- [TASK DESCRIPTION] Skip the pictures and quote all of the lines exactly.

┌────────

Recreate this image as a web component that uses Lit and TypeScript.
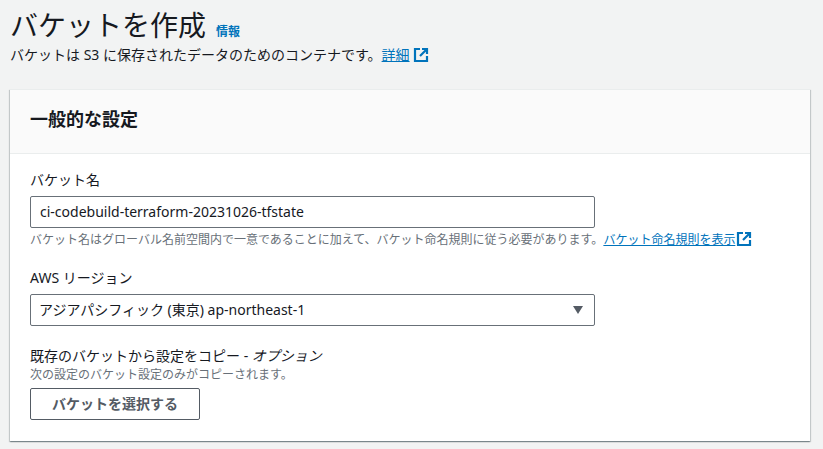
import { LitElement, html, css } from "lit";
import { customElement } from "lit/decorators.js";

const externalIcon = html`<svg class="ext" viewBox="0 0 16 16" width="16" height="16" fill="none" stroke="#0073bb" stroke-width="2.2"><path d="M7 2H2v12h12V9" /><path d="M9 2h5v5M14 2L7 9" /></svg>`;

@customElement("app-root")
export class AppRoot extends LitElement {
  static styles = css`
    :host {
      display: block;
      height: 449px;
      overflow: hidden;
      background: #f2f3f3;
      color: #16191f;
      font-family: "Noto Sans", "Noto Sans CJK JP", sans-serif;
      font-size: 14px;
      line-height: 20px;
    }
    .page {
      padding: 7px 13px 0 10px;
    }
    .title-row {
      display: flex;
      align-items: baseline;
      gap: 10px;
      height: 36px;
    }
    h1 {
      margin: 0;
      font-size: 28px;
      line-height: 36px;
      font-weight: 400;
    }
    .info {
      font-size: 12px;
      font-weight: 700;
      color: #0073bb;
    }
    .lead {
      margin: 2px 0 0;
      height: 20px;
      white-space: nowrap;
    }
    a {
      color: #0073bb;
      text-decoration: underline;
    }
    .ext {
      vertical-align: -3px;
    }
    .lead .ext {
      margin-left: 3px;
    }
    .hint .ext {
      margin-left: 1px;
    }
    .card {
      margin-top: 24px;
      background: #fff;
      box-shadow: 0 1px 1px 0 rgba(0, 28, 36, 0.3), 1px 1px 1px 0 rgba(0, 28, 36, 0.15), -1px 1px 1px 0 rgba(0, 28, 36, 0.15);
      border-top: 1px solid #eaeded;
    }
    .card-head {
      height: 64px;
      box-sizing: border-box;
      padding: 18px 20px 0;
      background: #fafafa;
      border-bottom: 1px solid #eaeded;
    }
    h2 {
      margin: 0;
      font-size: 18px;
      line-height: 22px;
      font-weight: 700;
    }
    .card-body {
      display: flex;
      flex-direction: column;
      gap: 20px;
      padding: 16px 20px 21px;
    }
    label {
      display: block;
      height: 20px;
      margin-bottom: 6px;
    }
    .box {
      display: flex;
      align-items: center;
      justify-content: space-between;
      box-sizing: border-box;
      width: 565px;
      height: 32px;
      padding: 0 9px;
      background: #fff;
      border: 1px solid #687078;
      border-radius: 2px;
    }
    .select {
      padding-left: 8px;
    }
    .arrow {
      width: 0;
      height: 0;
      margin-right: 2px;
      border-left: 5px solid transparent;
      border-right: 5px solid transparent;
      border-top: 8px solid #545b64;
    }
    .hint {
      font-size: 12px;
      line-height: 16px;
      color: #687078;
      white-space: nowrap;
    }
    .under {
      margin-top: 3px;
    }
    .copy label {
      margin-bottom: 1px;
    }
    .copy .hint {
      margin-bottom: 5px;
    }
    em {
      font-style: italic;
    }
    button {
      display: block;
      box-sizing: border-box;
      width: 170px;
      height: 32px;
      padding: 0;
      background: #fff;
      border: 1px solid #545b64;
      border-radius: 2px;
      color: #545b64;
      font: inherit;
      font-weight: 700;
    }
  `;

  render() {
    return html`
      <div class="page">
        <div class="title-row">
          <h1>バケットを作成</h1>
          <span class="info">情報</span>
        </div>
        <p class="lead">バケットは S3 に保存されたデータのためのコンテナです。<a href="#">詳細</a>${externalIcon}</p>

        <section class="card">
          <div class="card-head"><h2>一般的な設定</h2></div>
          <div class="card-body">
            <div>
              <label>バケット名</label>
              <div class="box">ci-codebuild-terraform-20231026-tfstate</div>
              <div class="hint under">
                バケット名はグローバル名前空間内で一意であることに加えて、バケット命名規則に従う必要があります。<a href="#">バケット命名規則を表示</a>${externalIcon}
              </div>
            </div>
            <div>
              <label>AWS リージョン</label>
              <div class="box select">
                <span>アジアパシフィック (東京) ap-northeast-1</span>
                <span class="arrow"></span>
              </div>
            </div>
            <div class="copy">
              <label>既存のバケットから設定をコピー - <em>オプション</em></label>
              <div class="hint">次の設定のバケット設定のみがコピーされます。</div>
              <button>バケットを選択する</button>
            </div>
          </div>
        </section>
      </div>
    `;
  }
}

└────────

- [SOLUTION]
Recreate this image as a web component that uses Lit and TypeScript.
import { LitElement, html, css } from "lit";
import { customElement } from "lit/decorators.js";

const externalIcon = html`<svg class="ext" viewBox="0 0 16 16" width="16" height="16" fill="none" stroke="#0073bb" stroke-width="2.2"><path d="M7 2H2v12h12V9" /><path d="M9 2h5v5M14 2L7 9" /></svg>`;

@customElement("app-root")
export class AppRoot extends LitElement {
  static styles = css`
    :host {
      display: block;
      height: 449px;
      overflow: hidden;
      background: #f2f3f3;
      color: #16191f;
      font-family: "Noto Sans", "Noto Sans CJK JP", sans-serif;
      font-size: 14px;
      line-height: 20px;
    }
    .page {
      padding: 7px 13px 0 10px;
    }
    .title-row {
      display: flex;
      align-items: baseline;
      gap: 10px;
      height: 36px;
    }
    h1 {
      margin: 0;
      font-size: 28px;
      line-height: 36px;
      font-weight: 400;
    }
    .info {
      font-size: 12px;
      font-weight: 700;
      color: #0073bb;
    }
    .lead {
      margin: 2px 0 0;
      height: 20px;
      white-space: nowrap;
    }
    a {
      color: #0073bb;
      text-decoration: underline;
    }
    .ext {
      vertical-align: -3px;
    }
    .lead .ext {
      margin-left: 3px;
    }
    .hint .ext {
      margin-left: 1px;
    }
    .card {
      margin-top: 24px;
      background: #fff;
      box-shadow: 0 1px 1px 0 rgba(0, 28, 36, 0.3), 1px 1px 1px 0 rgba(0, 28, 36, 0.15), -1px 1px 1px 0 rgba(0, 28, 36, 0.15);
      border-top: 1px solid #eaeded;
    }
    .card-head {
      height: 64px;
      box-sizing: border-box;
      padding: 18px 20px 0;
      background: #fafafa;
      border-bottom: 1px solid #eaeded;
    }
    h2 {
      margin: 0;
      font-size: 18px;
      line-height: 22px;
      font-weight: 700;
    }
    .card-body {
      display: flex;
      flex-direction: column;
      gap: 20px;
      padding: 16px 20px 21px;
    }
    label {
      display: block;
      height: 20px;
      margin-bottom: 6px;
    }
    .box {
      display: flex;
      align-items: center;
      justify-content: space-between;
      box-sizing: border-box;
      width: 565px;
      height: 32px;
      padding: 0 9px;
      background: #fff;
      border: 1px solid #687078;
      border-radius: 2px;
    }
    .select {
      padding-left: 8px;
    }
    .arrow {
      width: 0;
      height: 0;
      margin-right: 2px;
      border-left: 5px solid transparent;
      border-right: 5px solid transparent;
      border-top: 8px solid #545b64;
    }
    .hint {
      font-size: 12px;
      line-height: 16px;
      color: #687078;
      white-space: nowrap;
    }
    .under {
      margin-top: 3px;
    }
    .copy label {
      margin-bottom: 1px;
    }
    .copy .hint {
      margin-bottom: 5px;
    }
    em {
      font-style: italic;
    }
    button {
      display: block;
      box-sizing: border-box;
      width: 170px;
      height: 32px;
      padding: 0;
      background: #fff;
      border: 1px solid #545b64;
      border-radius: 2px;
      color: #545b64;
      font: inherit;
      font-weight: 700;
    }
  `;

  render() {
    return html`
      <div class="page">
        <div class="title-row">
          <h1>バケットを作成</h1>
          <span class="info">情報</span>
        </div>
        <p class="lead">バケットは S3 に保存されたデータのためのコンテナです。<a href="#">詳細</a>${externalIcon}</p>

        <section class="card">
          <div class="card-head"><h2>一般的な設定</h2></div>
          <div class="card-body">
            <div>
              <label>バケット名</label>
              <div class="box">ci-codebuild-terraform-20231026-tfstate</div>
              <div class="hint under">
                バケット名はグローバル名前空間内で一意であることに加えて、バケット命名規則に従う必要があります。<a href="#">バケット命名規則を表示</a>${externalIcon}
              </div>
            </div>
            <div>
              <label>AWS リージョン</label>
              <div class="box select">
                <span>アジアパシフィック (東京) ap-northeast-1</span>
                <span class="arrow"></span>
              </div>
            </div>
            <div class="copy">
              <label>既存のバケットから設定をコピー - <em>オプション</em></label>
              <div class="hint">次の設定のバケット設定のみがコピーされます。</div>
              <button>バケットを選択する</button>
            </div>
          </div>
        </section>
      </div>
    `;
  }
}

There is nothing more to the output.